Jean Wylie Wishart (1902- 1991)
"Boat"
Watercolour
10.5" x 14.5" Image
17.5" x 22" Framed
Provenance: Private Hamilton Collection
About
Jean Wylie Wishart, a contemporary of the Seavey Sisters, was another woman who chose art over marriage... Miss Wishart had too much vim and vigor to be constrained by the will of another. She also firmly believed that her talent was a gift from God, as such she was obliged to hank God for that gift by developing it....Born in Toronto in 1902, Miss Wishart studied art at the Central Technical School in Toronto, and attended the Ontario College of Art. "I worked at Eaton's as a commercial artist for a while," said Miss Wishart in 1985, "but they put me in a little six by six box of an office and I said, 'If this is going to be my future, I'm out of commercial art.' It was then that I started to paint." Hortense Gordon is responsible for badgering Jean Wishart until the Latter gave in and accepted a teaching job at the Hamilton Technical Institute. Miss Wishart taught there from 1934 until her retirement in 1967. As early as 1945, Jean Wishart was recognized as a professional artist.... Jean Wishart was a representational painter working primarily in watercolours. She described her work in that catalogue of her 1971 retrospective show at the Art Gallery of Hamilton as being a "semi-abstract approach which is neither pictorial nor completely realistic. "Her subject matter could be anything from city scenes to old buildings to the circus. Miss Wishart demonstrated her painting techniques on many occasions to the WWA Membership.

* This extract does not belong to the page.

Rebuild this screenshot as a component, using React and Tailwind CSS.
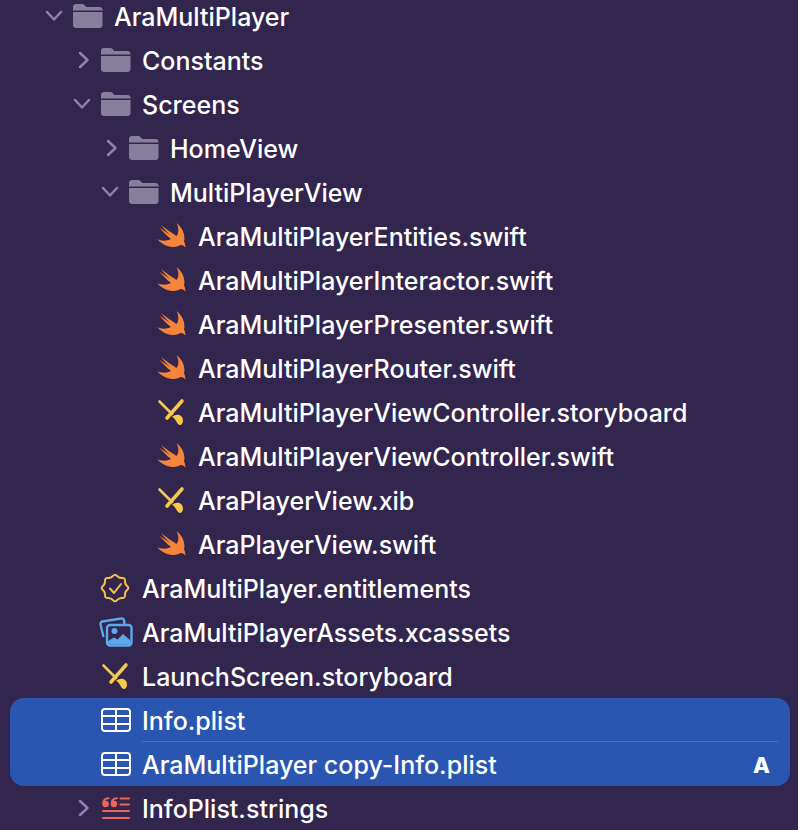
import React from "react";

const FolderIcon = () => (
  <svg width="30" height="24" viewBox="0 0 30 24" className="shrink-0">
    <path d="M0 6.500V3a3 3 0 0 1 3-3h6c1.500 0 2.200.6 3 1.500L13.200 3H26.500a3 3 0 0 1 3 3v.5z" fill="#86809c" />
    <path d="M0 8h29.500v13a3 3 0 0 1-3 3H3a3 3 0 0 1-3-3z" fill="#86809c" />
  </svg>
);

const SwiftIcon = () => (
  <svg width="30" height="26" viewBox="0 1 30 26" className="shrink-0">
    <path
      d="M0 17C4 21 9 25 16 25C20 25 22 23.500 24 23C26 23 27 24 28.500 25.500C28 22 28 21 27 19.500C28.500 14 26 6 19.500 1C22 6 22 11 19.500 14C15 11 9 7 4 3C7 7 10 10 13 13C10 11 6 8 2.500 5.500C6 10 10 14 14 17C9 19.500 4 19 0 17Z"
      fill="#f5853b"
    />
  </svg>
);

const StoryboardIcon = () => (
  <svg width="30" height="32" viewBox="0 0 30 32" className="shrink-0">
    <path d="M2.500 5.500L15 18" stroke="#f6c84c" strokeWidth="2.600" strokeLinecap="round" />
    <path d="M25 5L10 22" stroke="#f6c84c" strokeWidth="3.600" strokeLinecap="round" />
    <path d="M15 20.500C18 19 21 17.500 24 20C27 22.500 26.500 28 23.500 29C20 29.500 20 24 15 20.500Z" fill="#f6c84c" />
  </svg>
);

// eight lobed seal, smoothed between the outer and inner points
const sealPoints = Array.from({ length: 16 }, (_, i) => {
  const r = i % 2 === 0 ? 14.500 : 10.500;
  const a = (Math.PI * 2 * i) / 16 - Math.PI / 2;
  return [15 + r * Math.cos(a), 16 + r * Math.sin(a)];
});
const mid = (a, b) => `${((a[0] + b[0]) / 2).toFixed(2)} ${((a[1] + b[1]) / 2).toFixed(2)}`;
const sealPath =
  sealPoints
    .map((p, i) => {
      const n = sealPoints[(i + 1) % 16];
      return i === 0 ? `M${mid(p, n)}` : `Q${p[0].toFixed(2)} ${p[1].toFixed(2)} ${mid(p, n)}`;
    })
    .join("") +
  `Q${sealPoints[0][0].toFixed(2)} ${sealPoints[0][1].toFixed(2)} ${mid(sealPoints[0], sealPoints[1])}Z`;

const EntitlementsIcon = () => (
  <svg width="32" height="32" viewBox="0 0 32 32" className="shrink-0" fill="none" stroke="#f3c04a" strokeWidth="2" strokeLinecap="round" strokeLinejoin="round">
    <path d={sealPath} />
    <path d="M10 16.500L14 21L21 12" />
  </svg>
);

const AssetsIcon = () => (
  <svg width="34" height="30" viewBox="0 0 34 30" className="shrink-0">
    <path d="M4.500 20L1.500 7.500a2.500 2.500 0 0 1 2-3L22 1.500a2.500 2.500 0 0 1 3 2L25.500 7" fill="none" stroke="#5ba8ea" strokeWidth="2.400" />
    <rect x="8" y="8" width="24.500" height="20.500" rx="3" fill="none" stroke="#5ba8ea" strokeWidth="2.400" />
    <circle cx="15.500" cy="14" r="3" fill="#5ba8ea" />
    <path d="M9 27.500V24L15 20.500L18.500 22.500L24 17L31.500 23.500V27.500z" fill="#5ba8ea" />
  </svg>
);

const TableIcon = () => (
  <svg width="30" height="24" viewBox="0 0 30 24" className="shrink-0" fill="none" stroke="#ffffff" strokeWidth="2">
    <rect x="1" y="1" width="28" height="22" rx="3" />
    <path d="M1 8H29M1 16H29M15 1V23" />
  </svg>
);

const StringsIcon = () => (
  <svg width="28" height="22" viewBox="0 0 28 22" className="shrink-0">
    <circle cx="3.600" cy="7" r="3.200" fill="#ec6756" />
    <path d="M1.300 6.500C1.300 3.500 3.500 1.500 6.500 1.300" fill="none" stroke="#ec6756" strokeWidth="1.900" strokeLinecap="round" />
    <circle cx="12" cy="7" r="3.200" fill="#ec6756" />
    <path d="M9.700 6.500C9.700 3.500 11.900 1.500 14.900 1.300" fill="none" stroke="#ec6756" strokeWidth="1.900" strokeLinecap="round" />
    <path d="M18.500 1.500H27M18.500 7.500H27M1 14H27M1 21H27" stroke="#ec6756" strokeWidth="2" strokeLinecap="round" />
  </svg>
);

const Chevron = ({ dir }) =>
  dir === "down" ? (
    <svg width="18" height="12" viewBox="0 0 18 12" className="shrink-0" fill="none" stroke="#8f80b3" strokeWidth="2.500" strokeLinecap="round" strokeLinejoin="round">
      <path d="M2 2L9 9.500L16 2" />
    </svg>
  ) : (
    <svg width="12" height="18" viewBox="0 0 12 18" className="ml-[5px] shrink-0" fill="none" stroke="#8f80b3" strokeWidth="2.500" strokeLinecap="round" strokeLinejoin="round">
      <path d="M2 2L9.500 9L2 16" />
    </svg>
  );

const icons = {
  folder: <FolderIcon />,
  swift: <SwiftIcon />,
  storyboard: <StoryboardIcon />,
  entitlements: <EntitlementsIcon />,
  assets: <AssetsIcon />,
  table: <TableIcon />,
  strings: <StringsIcon />,
};

const rows = [
  { pad: "pl-[45px]", icon: "folder", chevron: "down", name: "AraMultiPlayer" },
  { pad: "pl-[73px]", icon: "folder", chevron: "right", name: "Constants" },
  { pad: "pl-[73px]", icon: "folder", chevron: "down", name: "Screens" },
  { pad: "pl-[101px]", icon: "folder", chevron: "right", name: "HomeView" },
  { pad: "pl-[101px]", icon: "folder", chevron: "down", name: "MultiPlayerView" },
  { pad: "pl-[129px]", icon: "swift", name: "AraMultiPlayerEntities.swift" },
  { pad: "pl-[129px]", icon: "swift", name: "AraMultiPlayerInteractor.swift" },
  { pad: "pl-[129px]", icon: "swift", name: "AraMultiPlayerPresenter.swift" },
  { pad: "pl-[129px]", icon: "swift", name: "AraMultiPlayerRouter.swift" },
  { pad: "pl-[129px]", icon: "storyboard", name: "AraMultiPlayerViewController.storyboard" },
  { pad: "pl-[129px]", icon: "swift", name: "AraMultiPlayerViewController.swift" },
  { pad: "pl-[129px]", icon: "storyboard", name: "AraPlayerView.xib" },
  { pad: "pl-[129px]", icon: "swift", name: "AraPlayerView.swift" },
  { pad: "pl-[73px]", icon: "entitlements", name: "AraMultiPlayer.entitlements" },
  { pad: "pl-[73px]", icon: "assets", name: "AraMultiPlayerAssets.xcassets" },
  { pad: "pl-[73px]", icon: "storyboard", name: "LaunchScreen.storyboard" },
];

function Row({ pad, icon, chevron, name, badge, height = "h-[44px]" }) {
  return (
    <div className={`flex items-center ${height} ${pad}`}>
      <div className="flex w-[28px] shrink-0 items-center">{chevron && <Chevron dir={chevron} />}</div>
      <div className="flex w-[30px] shrink-0 items-center justify-center">{icons[icon]}</div>
      <span className="ml-[11px] pt-[3px] text-[25px] leading-none font-[450] whitespace-nowrap text-white">{name}</span>
      {badge && <span className="mr-[20px] ml-auto pt-[2px] text-[22px] leading-none font-extrabold text-white">{badge}</span>}
    </div>
  );
}

export default function App() {
  return (
    <div className="h-[830px] w-[798px] overflow-hidden bg-[#32254e] font-['Inter',sans-serif]">
      <div className="-mt-[6px] flex flex-col">
        {rows.map((row) => (
          <Row key={row.name} {...row} />
        ))}

        {/* selected rows */}
        <div className="mr-[8px] ml-[10px] flex h-[88px] flex-col rounded-[14px] bg-[#2a56b1]">
          <Row pad="pl-[63px]" icon="table" name="Info.plist" height="h-[43px]" />
          <div className="mr-[12px] ml-[132px] h-px bg-[#4a6fc4]" />
          <Row pad="pl-[63px]" icon="table" name="AraMultiPlayer copy-Info.plist" badge="A" />
        </div>

        <Row pad="pl-[73px]" icon="strings" chevron="right" name="InfoPlist.strings" />
      </div>
    </div>
  );
}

Jean Wishart, a woman who loved to run, even in her 60's--not jogging--just running for the heck of it down the block to the store; a Christian who believed in honesty so much she would tell you that your hat was dreadful if she thought it was and you had asked; an art teacher who influenced hundreds of students including Eugene Pawczuk, Paul Fournier, Gordon Perrier and Leslie B. Demille died in 1991.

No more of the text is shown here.